The Corps can move into 4GW while the Army remains stuck in 2GW.  The Marine Corps only survives by having an expertise the country needs that no other service can offer.  4GW is where war is going, whether it justifies F-35s or not.  Those of us who led the maneuver warfare fight – Mike Wyly, G.I. Wilson, Bill Woods, General Gray, John Schmitt, sadly not John Boyd – are still alive and we have one more campaign left in us.  Are HQMC and the Gazette up for it, or will us old guys have to hit this beach alone?
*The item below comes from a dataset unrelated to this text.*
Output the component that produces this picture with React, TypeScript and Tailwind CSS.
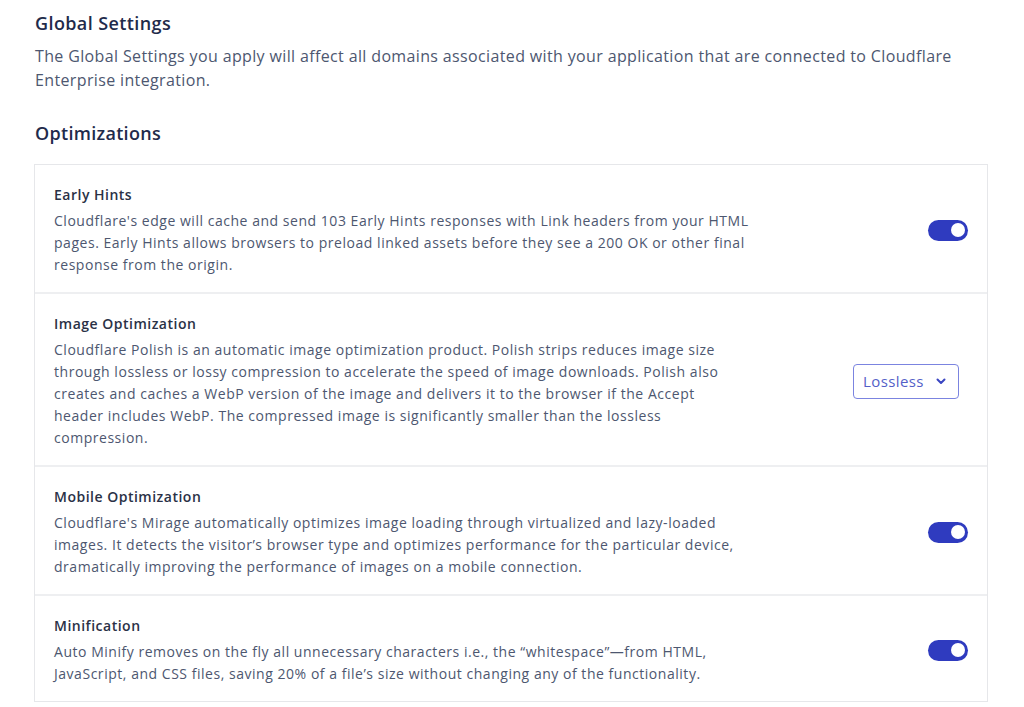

I want to close on a personal note.  “The Evolution of Maneuver Warfare Theory” writes that, in comparison to the Army’s top-down doctrine development process (which has left the Army stuck fast in the Second Generation),

The Marine Corps process more resembled the cafeteria food fight scene in Animal House, with Lind in the Bluto role

Animal House was inspired by one of the fraternities at Dartmouth College when I was a student there (1965-69).  I was known to occasionally have a drink and smoke a pipe at their bar, the picture of which in the film was not inaccurate.  So closes another circle in my life.